4. Working with first portion of rolled dough, cut into desired shapes using cookie cutters and place shapes on parchment-lined baking sheet, spacing them about 1 1/2" apart. Bake until light golden brown, about 10 minutes, rotating baking sheet halfway through baking time. Repeat with second portion of rolled dough. (Dough scraps can be patted together, chilled, and re-rolled once.) Cool cookies on wire rack to room temperature.
5. FOR THE GLAZE: Whisk cream cheese and 2 Tb. milk in medium bowl until combined and no lumps remain. Whisk in powdered sugar until smooth, adding remaining milk as needed until glaze is thin enough to spread easily. Drizzle or spread scant teaspoon glaze with back of spoon onto each cooled cookie, as desired.
TOASTED ALMOND COOKIES WITH HONEY GLAZE: Follow recipe for Glazed Butter Cookies, adding 1 c. toasted, finely ground almonds to dough along with vanilla and cream cheese in step 1. Proceed with recipe as directed. For Glaze: replace 1/2 c. powdered sugar with 1 Tb. honey. Once cookies have cooled, apply glaze, then arrange 3 toasted almond slices in petal shape in center of each cookie.
VANILLA BEAN-APRICOT JAM SANDWICH COOKIES: Follow recipe for Glazed Butter Cookies, adding seeds from 2 vanilla beans to dough along with vanilla and cream cheese in step 1. Roll out dough and cut into rounds. Use 1/2" cutter to cut holes in center of half of unbaked dough rounds. Proceed with recipe as directed. Once cookies have cooled, spread 1 uncut round with 1 tsp. apricot preserves an sandwich with another holed round. Continue with remaining cookies. Dust with powdered sugar just before serving.

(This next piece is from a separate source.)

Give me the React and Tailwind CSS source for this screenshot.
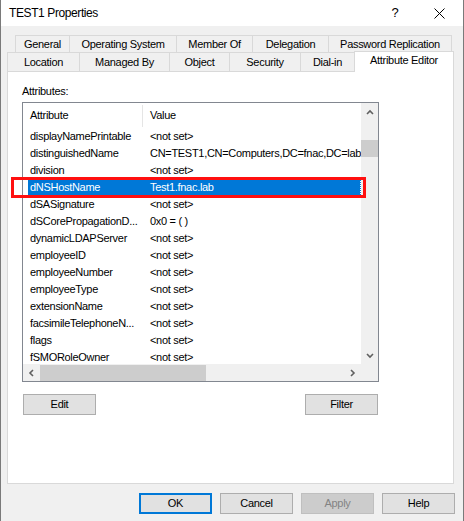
const TOP_TABS = [
  ['General', 'w-[54px]'],
  ['Operating System', 'w-[107px]'],
  ['Member Of', 'w-[76px]'],
  ['Delegation', 'w-[76px]'],
  ['Password Replication', 'w-[124px]'],
]

const FRONT_TABS = [
  ['Location', 'w-[72px]'],
  ['Managed By', 'w-[90px]'],
  ['Object', 'w-[60px]'],
  ['Security', 'w-[71px]'],
  ['Dial-in', 'w-[54px]'],
]

const ROWS = [
  ['displayNamePrintable', '<not set>'],
  ['distinguishedName', 'CN=TEST1,CN=Computers,DC=fnac,DC=lab'],
  ['division', '<not set>'],
  ['dNSHostName', 'Test1.fnac.lab', true],
  ['dSASignature', '<not set>'],
  ['dSCorePropagationD...', '0x0 = ( )'],
  ['dynamicLDAPServer', '<not set>'],
  ['employeeID', '<not set>'],
  ['employeeNumber', '<not set>'],
  ['employeeType', '<not set>'],
  ['extensionName', '<not set>'],
  ['facsimileTelephoneN...', '<not set>'],
  ['flags', '<not set>'],
  ['fSMORoleOwner', '<not set>'],
]

function Chevron({ dir }) {
  const paths = {
    up: 'M1 5 L4 2 L7 5',
    down: 'M1 2 L4 5 L7 2',
    left: 'M5 1 L2 4 L5 7',
    right: 'M2 1 L5 4 L2 7',
  }
  const vert = dir === 'up' || dir === 'down'
  return (
    <svg width={vert ? 8 : 7} height={vert ? 7 : 8} viewBox={vert ? '0 0 8 7' : '0 0 7 8'}>
      <path d={paths[dir]} fill="none" stroke="#606060" strokeWidth="1.6" />
    </svg>
  )
}

function Btn({ children, variant }) {
  const styles = {
    default: 'bg-[#e1e1e1] border border-[#adadad] text-black',
    primary: 'bg-[#e1e1e1] border-2 border-[#0078d7] text-black',
    disabled: 'bg-[#cccccc] border border-[#bfbfbf] text-[#838383]',
  }
  return (
    <div className={`w-[73px] h-[21px] flex items-center justify-center ${styles[variant || 'default']}`}>
      {children}
    </div>
  )
}

export default function App() {
  return (
    <div className="relative w-[464px] h-[521px] bg-[#f0f0f0] border-x border-[#7a7a7a] overflow-hidden text-black text-[11px] tracking-[-0.3px] font-['Liberation_Sans',Arial,sans-serif]">
      {/* Title bar */}
      <div className="h-[26px] bg-white flex items-center">
        <span className="flex-1 pl-[8px] text-[12px] tracking-[-0.4px]">TEST1 Properties</span>
        <span className="w-[12px] text-center text-[13px]">?</span>
        <span className="ml-[33px] mr-[18px] flex items-center">
          <svg width="11" height="11" viewBox="0 0 11 11">
            <path d="M0.5 0.5 L10.5 10.5 M10.5 0.5 L0.5 10.5" stroke="#000" strokeWidth="1" />
          </svg>
        </span>
      </div>

      {/* Tabs */}
      <div className="pt-[9px]">
        <div className="flex ml-[14px] h-[17px]">
          {TOP_TABS.map(([label, w], i) => (
            <div
              key={label}
              className={`${w} h-full flex items-center justify-center border-t border-l border-[#d9d9d9] ${i === TOP_TABS.length - 1 ? 'border-r' : ''}`}
            >
              {label}
            </div>
          ))}
        </div>
        <div className="flex items-start ml-[6px] h-[19px]">
          {FRONT_TABS.map(([label, w]) => (
            <div key={label} className={`${w} h-full flex items-center justify-center border-t border-l border-[#d9d9d9]`}>
              {label}
            </div>
          ))}
          <div className="relative z-10 w-[100px] h-[21px] -mt-[1px] pb-[3px] bg-white flex items-center justify-center border-t border-x border-[#d9d9d9]">
            Attribute Editor
          </div>
        </div>
      </div>

      {/* Page */}
      <div className="ml-[6px] w-[447px] h-[413px] bg-white border border-[#d9d9d9]">
        <div className="pl-[14px] pt-[12px] leading-[14px]">Attributes:</div>

        <div className="ml-[14px] mt-[4px] w-[357px] h-[280px] border border-[#828790] grid grid-cols-[338px_17px] grid-rows-[261px_17px]">
          {/* list content */}
          <div className="overflow-hidden bg-white">
            <div className="h-[25px] flex items-center">
              <div className="w-[120px] h-[22px] pl-[7px] flex items-center border-r border-[#e5e5e5]">Attribute</div>
              <div className="pl-[7px]">Value</div>
            </div>
            {ROWS.map(([attr, val, sel]) => (
              <div key={attr} className="h-[17px] pl-[5px] flex">
                <div className={`flex-1 flex items-center whitespace-nowrap ${sel ? 'bg-[#0078d7] text-white border-r border-dotted border-white' : ''}`}>
                  <span className="w-[115px] pl-[2px] shrink-0 overflow-hidden">{attr}</span>
                  <span className="pl-[7px]">{val}</span>
                </div>
              </div>
            ))}
          </div>

          {/* vertical scrollbar */}
          <div className="bg-[#f0f0f0] flex flex-col">
            <div className="h-[17px] flex items-center justify-center pt-[2px]">
              <Chevron dir="up" />
            </div>
            <div className="h-[20px]" />
            <div className="h-[17px] bg-[#cdcdcd]" />
            <div className="flex-1" />
            <div className="h-[17px] flex items-center justify-center">
              <Chevron dir="down" />
            </div>
          </div>

          {/* horizontal scrollbar */}
          <div className="bg-[#f0f0f0] flex items-center">
            <div className="w-[17px] h-full flex items-center justify-center">
              <Chevron dir="left" />
            </div>
            <div className="w-[166px] h-[16px] bg-[#cdcdcd]" />
            <div className="flex-1" />
            <div className="w-[17px] h-full flex items-center justify-center">
              <Chevron dir="right" />
            </div>
          </div>
          <div className="bg-[#f0f0f0]" />
        </div>

        <div className="ml-[15px] mt-[12px] w-[355px] flex justify-between">
          <Btn>Edit</Btn>
          <Btn>Filter</Btn>
        </div>
      </div>

      {/* Dialog buttons */}
      <div className="mt-[9px] ml-[138px] flex gap-[8px]">
        <Btn variant="primary">OK</Btn>
        <Btn>Cancel</Btn>
        <Btn variant="disabled">Apply</Btn>
        <Btn>Help</Btn>
      </div>

      {/* annotation */}
      <div className="absolute left-[10px] top-[177px] w-[355px] h-[21px] border-[3px] border-[#ff1010] pointer-events-none" />
    </div>
  )
}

CAPPUCCINO-CHOCOLATE COOKIES: Follow recipe for Glazed Butter Cookies, combining 2 tsp. instant expresso and 1 tsp. ground cinnamon with vanilla in small bowl. Mix thoroughly to dissolve. Add vanilla mixture to dough and proceed with recipe as directed. Once cookies have cooled, place sheet of parchment paper underneath cooling rack to cover work surface. Melt 6 oz. bittersweet chocolate in microwave-safe bowl in microwave on low power or in bowl set over saucepan of simmering water. Transfer to ziploc bag. Snip off 1 corner of bag, then drizzle chocolate over cookies. Let cookies dry 20 minutes before serving.